Effects of rapid quenching on microstructure and electrochemical performances of La-Mg-Ni system hydrogen storage alloys

The La-Mg-Ni system (PnNi(3)-type) electrode alloys La2Mg(Ni0.85Co0.15)9B(x) (x = 0, 0.1, 0.2) were prepared by casting and rapid quenching. The microstructures and electrochemical performances of the as-cast and quenched alloys were determined and measured. The effects of boron content and quenching rate on the microstructures and electrochemical properties of the alloys were investigated in detail. The results show that the as-cast and quenched alloys are composed of the (La, Mg)Ni-3 phase (PuNi3-type structure), the LaNi5 phase and the LaNi2 phase.
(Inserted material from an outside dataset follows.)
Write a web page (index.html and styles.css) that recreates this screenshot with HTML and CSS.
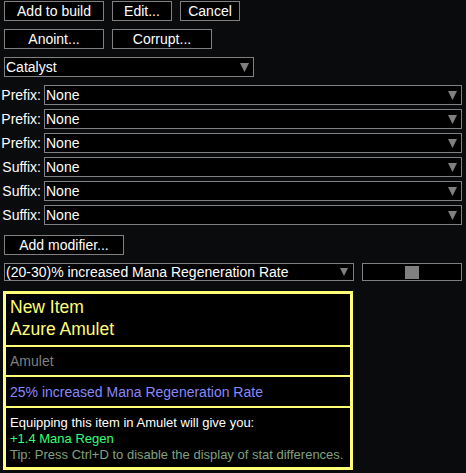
FILE: index.html
```html
<!DOCTYPE html>
<html>
<head>
<meta charset="utf-8">
<link rel="stylesheet" href="styles.css">
</head>
<body>
<div class="panel">
  <div class="row r1">
    <div class="btn w100">Add to build</div>
    <div class="btn w60">Edit...</div>
    <div class="btn w60">Cancel</div>
  </div>
  <div class="row r2">
    <div class="btn w100">Anoint...</div>
    <div class="btn w100">Corrupt...</div>
  </div>
  <div class="select catalyst">
    <span>Catalyst</span>
    <svg class="arrow" width="9" height="9" viewBox="0 0 9 9"><path d="M0 0H9L4.5 9Z"/></svg>
  </div>
  <div class="affixes">
    <div class="affix"><span class="label">Prefix:</span><div class="select grow"><span>None</span><svg class="arrow" width="9" height="9" viewBox="0 0 9 9"><path d="M0 0H9L4.5 9Z"/></svg></div></div>
    <div class="affix"><span class="label">Prefix:</span><div class="select grow"><span>None</span><svg class="arrow" width="9" height="9" viewBox="0 0 9 9"><path d="M0 0H9L4.5 9Z"/></svg></div></div>
    <div class="affix"><span class="label">Prefix:</span><div class="select grow"><span>None</span><svg class="arrow" width="9" height="9" viewBox="0 0 9 9"><path d="M0 0H9L4.5 9Z"/></svg></div></div>
    <div class="affix"><span class="label">Suffix:</span><div class="select grow"><span>None</span><svg class="arrow" width="9" height="9" viewBox="0 0 9 9"><path d="M0 0H9L4.5 9Z"/></svg></div></div>
    <div class="affix"><span class="label">Suffix:</span><div class="select grow"><span>None</span><svg class="arrow" width="9" height="9" viewBox="0 0 9 9"><path d="M0 0H9L4.5 9Z"/></svg></div></div>
    <div class="affix"><span class="label">Suffix:</span><div class="select grow"><span>None</span><svg class="arrow" width="9" height="9" viewBox="0 0 9 9"><path d="M0 0H9L4.5 9Z"/></svg></div></div>
  </div>
  <div class="btn w120 addmod">Add modifier...</div>
  <div class="row modrow">
    <div class="select mod">
      <span>(20-30)% increased Mana Regeneration Rate</span>
      <svg class="arrow small" width="8" height="8" viewBox="0 0 8 8"><path d="M0 0H8L4 8Z"/></svg>
    </div>
    <div class="slider"><div class="knob"></div></div>
  </div>
  <div class="item">
    <div class="sec head">
      <div>New Item</div>
      <div>Azure Amulet</div>
    </div>
    <div class="sec base">Amulet</div>
    <div class="sec mods">25% increased Mana Regeneration Rate</div>
    <div class="sec compare">
      <div class="eq">Equipping this item in Amulet will give you:</div>
      <div class="gain">+1.4 Mana Regen</div>
      <div class="tip">Tip: Press Ctrl+D to disable the display of stat differences.</div>
    </div>
  </div>
</div>
</body>
</html>
```

FILE: styles.css
```css
html, body {
  margin: 0;
  background: #0a0b0d;
}
body {
  font-family: "Liberation Sans", Arial, sans-serif;
  font-size: 14px;
  color: #ffffff;
  width: 466px;
  height: 473px;
  overflow: hidden;
}
.panel {
  padding: 1px 4px 0 4px;
  display: flex;
  flex-direction: column;
  align-items: flex-start;
}
.row {
  display: flex;
  gap: 8px;
}
.r2, .catalyst, .affixes, .modrow {
  margin-top: 8px;
}
.addmod, .item {
  margin-top: 10px;
}
.btn {
  box-sizing: border-box;
  height: 20px;
  border: 1px solid #808080;
  background: #000;
  display: flex;
  align-items: center;
  justify-content: center;
  line-height: 18px;
  white-space: nowrap;
}
.w100 { width: 100px; }
.w60 { width: 60px; }
.w120 { width: 120px; }
.select {
  box-sizing: border-box;
  height: 20px;
  border: 1px solid #808080;
  background: #000;
  display: flex;
  align-items: center;
  justify-content: space-between;
  padding: 0 4px 0 1px;
  line-height: 18px;
  white-space: nowrap;
}
.arrow {
  display: block;
  fill: #808080;
  flex: none;
}
.catalyst { width: 250px; }
.affixes {
  display: flex;
  flex-direction: column;
  gap: 4px;
  align-self: stretch;
}
.affix {
  display: flex;
  align-items: center;
}
.label {
  width: 40px;
  padding-right: 3px;
  box-sizing: border-box;
  display: flex;
  justify-content: flex-end;
  white-space: nowrap;
  flex: none;
}
.grow { flex: 1; }
.modrow { align-self: stretch; }
.mod {
  width: 350px;
  height: 18px;
  line-height: 16px;
  padding-right: 5px;
}
.slider {
  box-sizing: border-box;
  width: 100px;
  height: 18px;
  border: 1px solid #808080;
  background: #000;
  display: flex;
  align-items: center;
  justify-content: center;
}
.knob {
  width: 14px;
  height: 13px;
  background: #808080;
}
.item {
  box-sizing: border-box;
  width: 350px;
  margin-left: -1px;
  border: 3px solid #ffff77;
  background: #000;
}
.sec {
  padding: 0 4px;
}
.head {
  padding-top: 2px;
  padding-bottom: 5px;
  font-size: 17.5px;
  line-height: 22px;
  color: #ffff77;
}
.base {
  border-top: 2px solid #ffff77;
  padding-top: 5px;
  padding-bottom: 5px;
  line-height: 18px;
  color: #7f7f7f;
}
.mods {
  border-top: 2px solid #ffff77;
  padding-top: 6px;
  padding-bottom: 5px;
  line-height: 18px;
  color: #8888ff;
}
.compare {
  border-top: 2px solid #ffff77;
  padding-top: 7px;
  padding-bottom: 4px;
  font-size: 13px;
  line-height: 16px;
  white-space: nowrap;
}
.eq { color: #ffffff; }
.gain { color: #33ff77; }
.tip { color: #80a080; }
```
A trace of the Ni2B phase exists in the as-cast alloys containing boron, and after the as-cast alloys are quenched, the Ni2B phase in the alloys nearly disappears. The relative amount of each phase in the alloys depends on the composition of the alloys and the quenching rate. The capacity of the alloys without boron monotonously decreases with the increase of the quenching rate, but for the alloys containing boron, the capacities have a maximum value with the variety of the quenching rate. The cycle lives of the as-quenched alloys increase with the increase of the quenching rate. The activation performances of the as-cast and quenched alloys are excellent.